İşte bizler hayatın her anına kendimizce sınırlar koyuyor olsak da, aslında sürekli olarak aynı döngünün içerisinde yaşayan varlıklarız. Anılarımız kadar varız, yaşanmışlıklarımız kadar yaşamışız…
Bazen günler, aylar, yıllar sayar bazen de saniyelere takılıp kalırız. Ama özel hayatımızın içinde, bir gün bütün tutunduklarımızın anılarımız olduğunu anladığımız, farkettiğimiz anda anılar biriktirerek yaşamanın özgürleştirici formuna da kavuşabiliriz. Ve bütün bunları anladığımız anda da ‘’Jorge Luis Borges’in ANLAR’’ şiiri bana göre iyice anlam kazanır hale gelir;
ANLAR
Eğer, yeniden başlayabilseydim yaşamaya,
İkincisinde, daha çok hata yapardım.
Kusursuz olmaya çalışmaz, sırtüstü yatardım.

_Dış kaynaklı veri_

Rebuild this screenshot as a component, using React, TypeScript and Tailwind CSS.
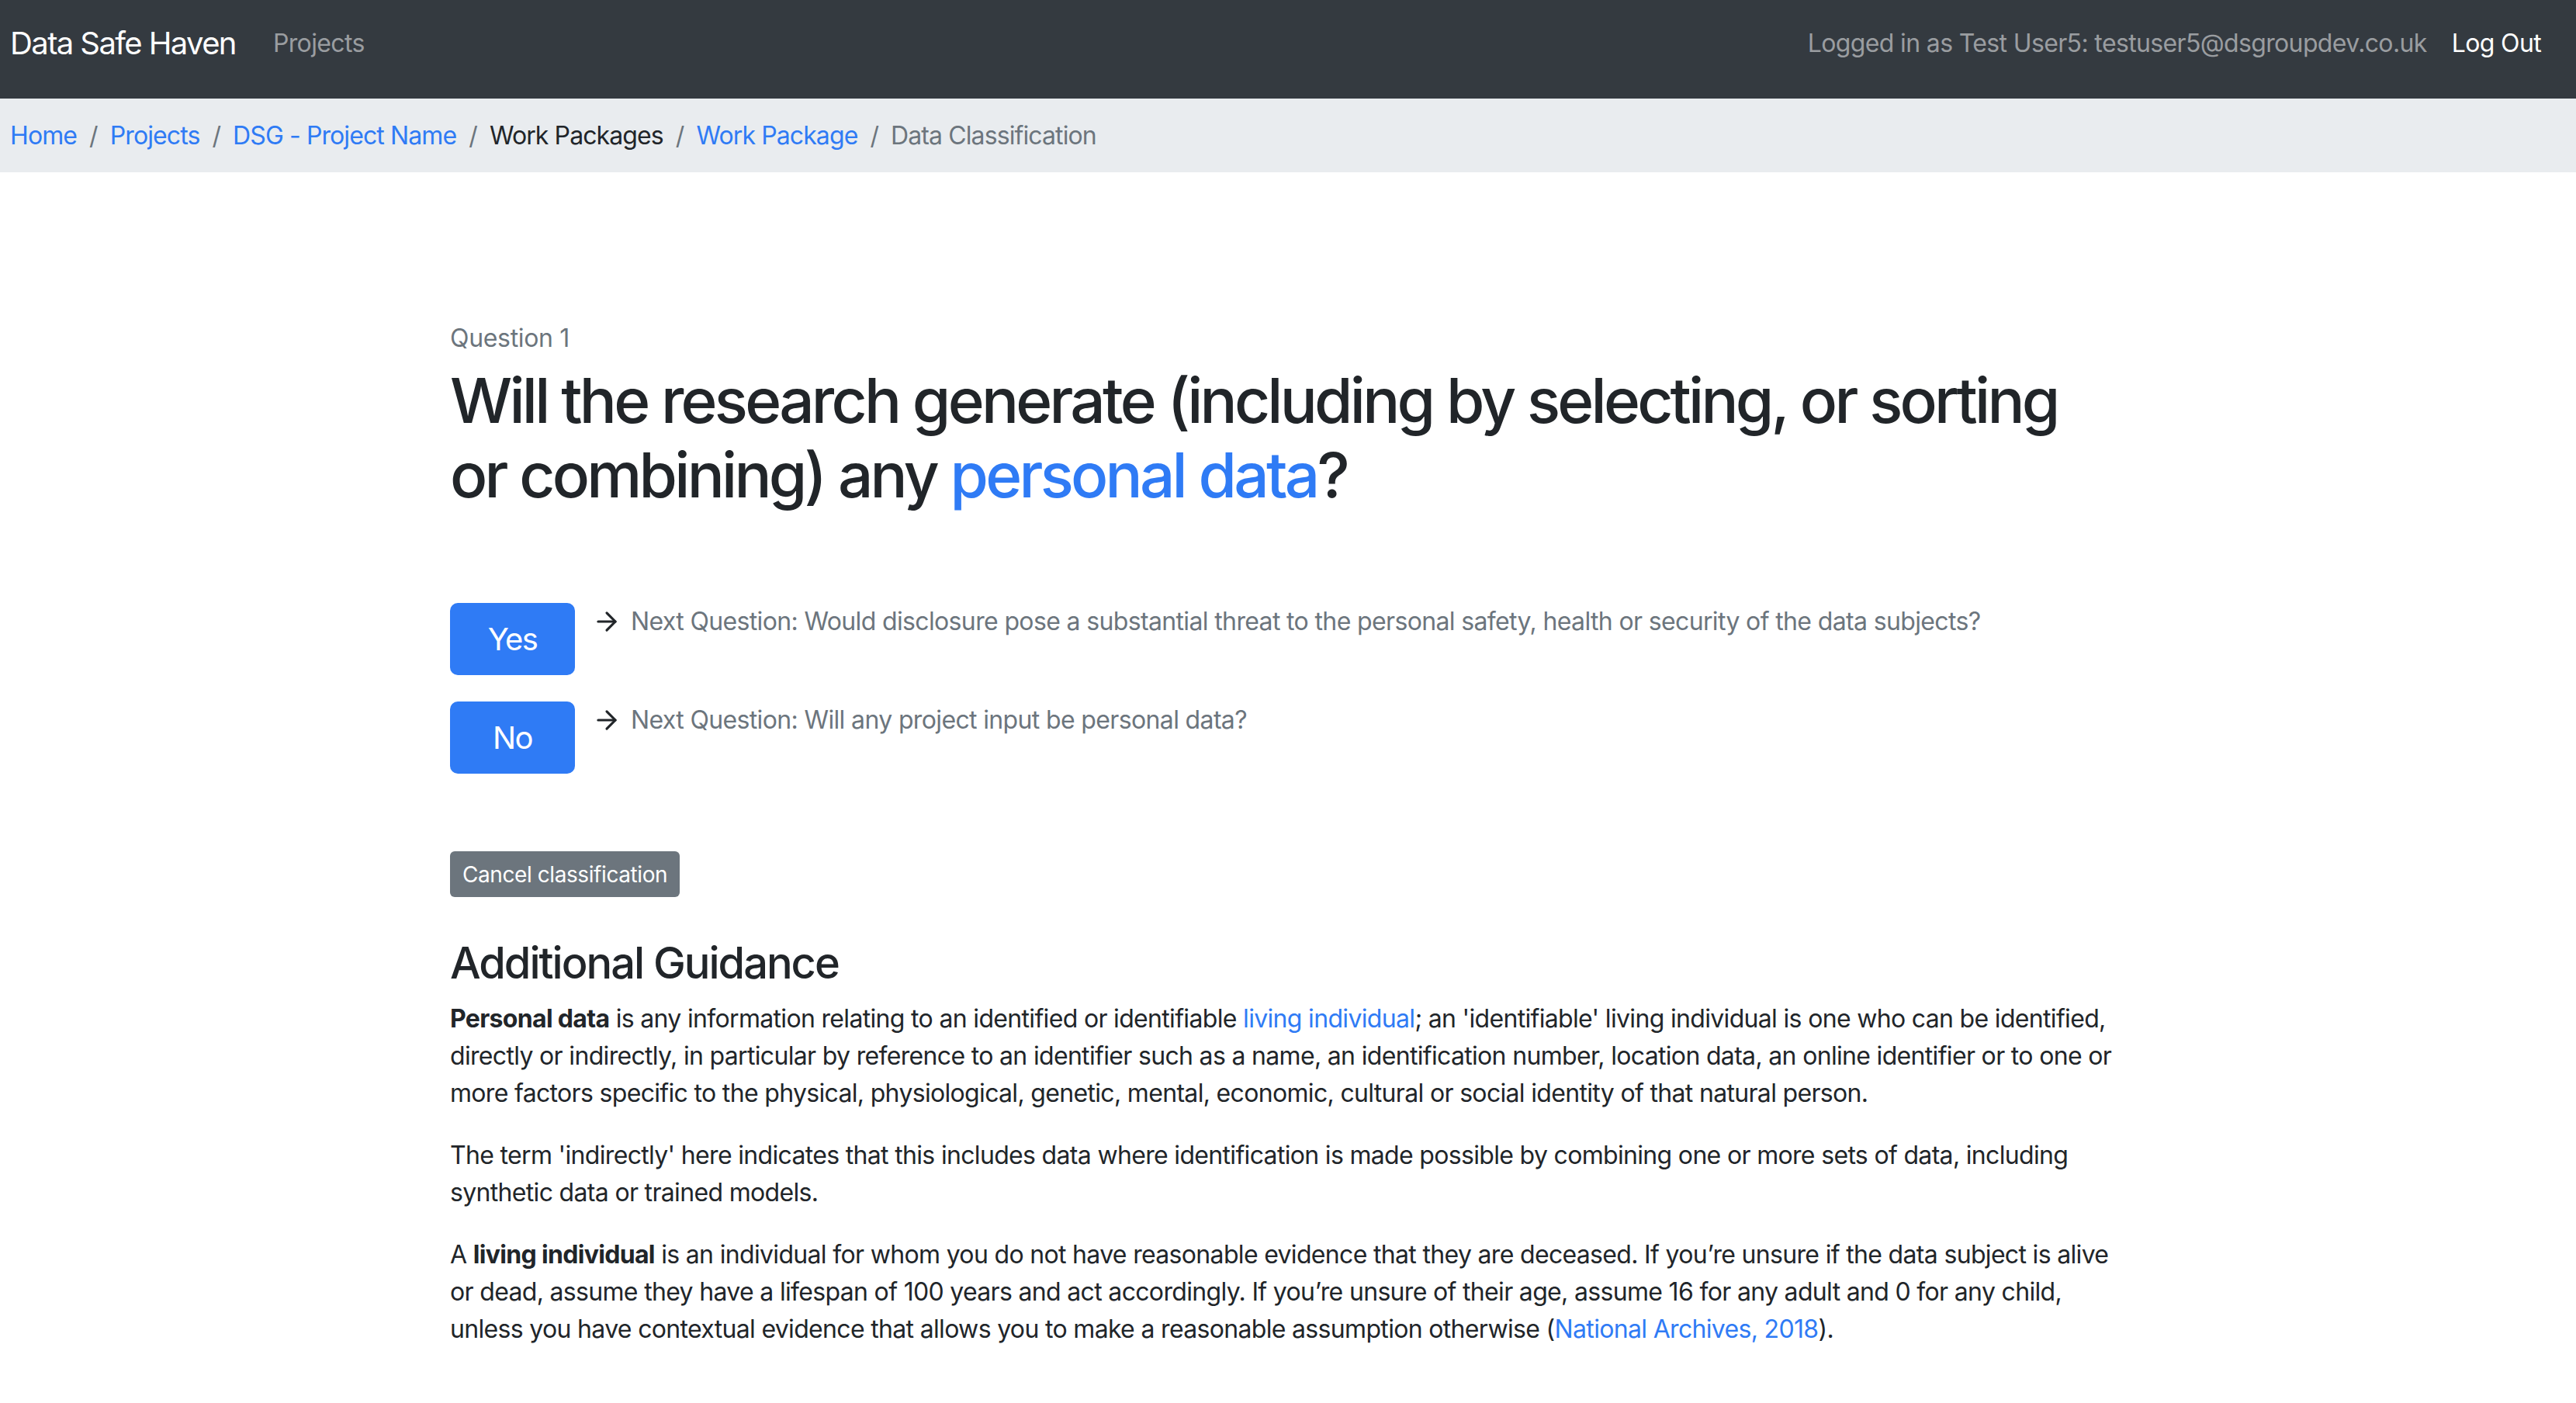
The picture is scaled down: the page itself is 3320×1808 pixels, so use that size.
import { ArrowRight } from "lucide-react";

const font = { fontFamily: '"Inter", "Liberation Sans", sans-serif' };

function Crumb({ label, href, last }: { label: string; href?: boolean; last?: boolean }) {
  return (
    <li className="flex items-center">
      <span className={href ? "text-[#2f7bf5]" : last ? "text-[#6c757d]" : "text-[#212529]"}>{label}</span>
      {!last && <span className="px-[16px] text-[#6c757d]">/</span>}
    </li>
  );
}

function AnswerRow({ label, next }: { label: string; next: string }) {
  return (
    <div className="flex items-start">
      <button className="w-[161px] h-[93px] rounded-[10px] bg-[#2f7bf5] text-white text-[40px] leading-none tracking-[-0.04em]">
        {label}
      </button>
      <div className="flex items-center ml-[22px] h-[48px] text-[32px] leading-[48px] tracking-[-0.02em]">
        <ArrowRight className="w-[38px] h-[38px] text-[#212529]" strokeWidth={2} />
        <span className="ml-[12px] text-[#6c757d]">Next Question: {next}</span>
      </div>
    </div>
  );
}

export default function App() {
  return (
    <div className="min-h-screen bg-white text-[#212529]" style={font}>
      {/* top bar */}
      <nav className="h-[127px] bg-[#343a40] flex items-center pl-[13px] pr-[29px] pb-[16px]">
        <span className="text-[40px] text-white tracking-[-0.04em]">Data Safe Haven</span>
        <a className="ml-[32px] px-[16px] text-[32px] text-[#9a9da0] tracking-[-0.02em]">Projects</a>
        <div className="ml-auto flex items-center text-[32px] tracking-[-0.02em]">
          <span className="px-[16px] text-[#9a9da0]">Logged in as Test User5: testuser5@dsgroupdev.co.uk</span>
          <a className="px-[16px] text-white">Log Out</a>
        </div>
      </nav>

      {/* breadcrumb */}
      <ol className="h-[95px] bg-[#e9ecef] flex items-center px-[13px] text-[32px] tracking-[-0.028em]">
        <Crumb label="Home" href />
        <Crumb label="Projects" href />
        <Crumb label="DSG - Project Name" href />
        <Crumb label="Work Packages" />
        <Crumb label="Work Package" href />
        <Crumb label="Data Classification" last />
      </ol>

      <main className="ml-[580px] w-[2146px] pt-[190px] pb-[80px]">
        <p className="text-[32px] leading-[48px] text-[#6c757d] tracking-[-0.01em]">Question 1</p>
        <h1 className="mt-[8px] text-[80px] leading-[96px] font-medium tracking-[-0.047em] text-[#212529]">
          Will the research generate (including by selecting, or sorting or combining) any{" "}
          <a className="text-[#2f7bf5]">personal data</a>?
        </h1>

        <div className="mt-[117px] flex flex-col gap-[34px]">
          <AnswerRow
            label="Yes"
            next="Would disclosure pose a substantial threat to the personal safety, health or security of the data subjects?"
          />
          <AnswerRow label="No" next="Will any project input be personal data?" />
        </div>

        <button className="mt-[100px] h-[59px] px-[16px] rounded-[6px] bg-[#6c757d] text-white text-[28px] tracking-[-0.015em]">
          Cancel classification
        </button>

        <h3 className="mt-[52px] text-[56px] leading-[67px] font-medium tracking-[-0.036em]">Additional Guidance</h3>

        <div className="mt-[14px] text-[32px] leading-[48px] tracking-[-0.021em] flex flex-col gap-[32px]">
          <p>
            <b className="font-bold">Personal data</b> is any information relating to an identified or identifiable{" "}
            <a className="text-[#2f7bf5]">living individual</a>; an 'identifiable' living individual is one who can be
            identified, directly or indirectly, in particular by reference to an identifier such as a name, an
            identification number, location data, an online identifier or to one or more factors specific to the
            physical, physiological, genetic, mental, economic, cultural or social identity of that natural person.
          </p>
          <p>
            The term 'indirectly' here indicates that this includes data where identification is made possible by
            combining one or more sets of data, including synthetic data or trained models.
          </p>
          <p>
            A <b className="font-bold">living individual</b> is an individual for whom you do not have reasonable
            evidence that they are deceased. If you’re unsure if the data subject is alive or dead, assume they have a
            lifespan of 100 years and act accordingly. If you’re unsure of their age, assume 16 for any adult and 0 for
            any child, unless you have contextual evidence that allows you to make a reasonable assumption otherwise (
            <a className="text-[#2f7bf5]">National Archives, 2018</a>).
          </p>
        </div>
      </main>
    </div>
  );
}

Neşeli olurdum, ilkinde olmadığım kadar,
Çok az şeyi
Ciddiyetle yapardım.
Temizlik sorun bile olmazdı asla.
Daha çok riske girerdim.
Seyahat ederdim daha fazla.
Daha çok güneş doğuşu izler,
Daha çok dağa tırmanır, daha çok nehirde yüzerdim.
Görmediğim bir çok yere giderdim.
Dondurma yerdim doyasıya ve daha az bezelye.
Gerçek sorunlarım olurdu hayali olanların yerine.
Yaşamın her anını gerçek ve verimli kılan insanlardandım ben.
Yeniden başlayabilseydim eğer, yalnız mutlu anlarım olurdu.
Farkında mısınız bilmem. Yaşam budur zaten.
Anlar, sadece anlar. Siz de anı yaşayın.
Hiçbir yere yanında termometre, su, şemsiye ve paraşüt almadan,
Gitmeyen insanlardandım ben.
Yeniden başlayabilseydim eğer, hiçbir şey taşımazdım.
Eğer yeniden başlayabilseydim,
İlkbaharda pabuçlarımı fırlatır atardım.
Ve sonbahar bitene kadar yürürdüm çıplak ayaklarla.
Bilinmeyen yollar keşfeder, güneşin tadına varır,
Çocuklarla oynardım, bir şansım olsaydı eğer.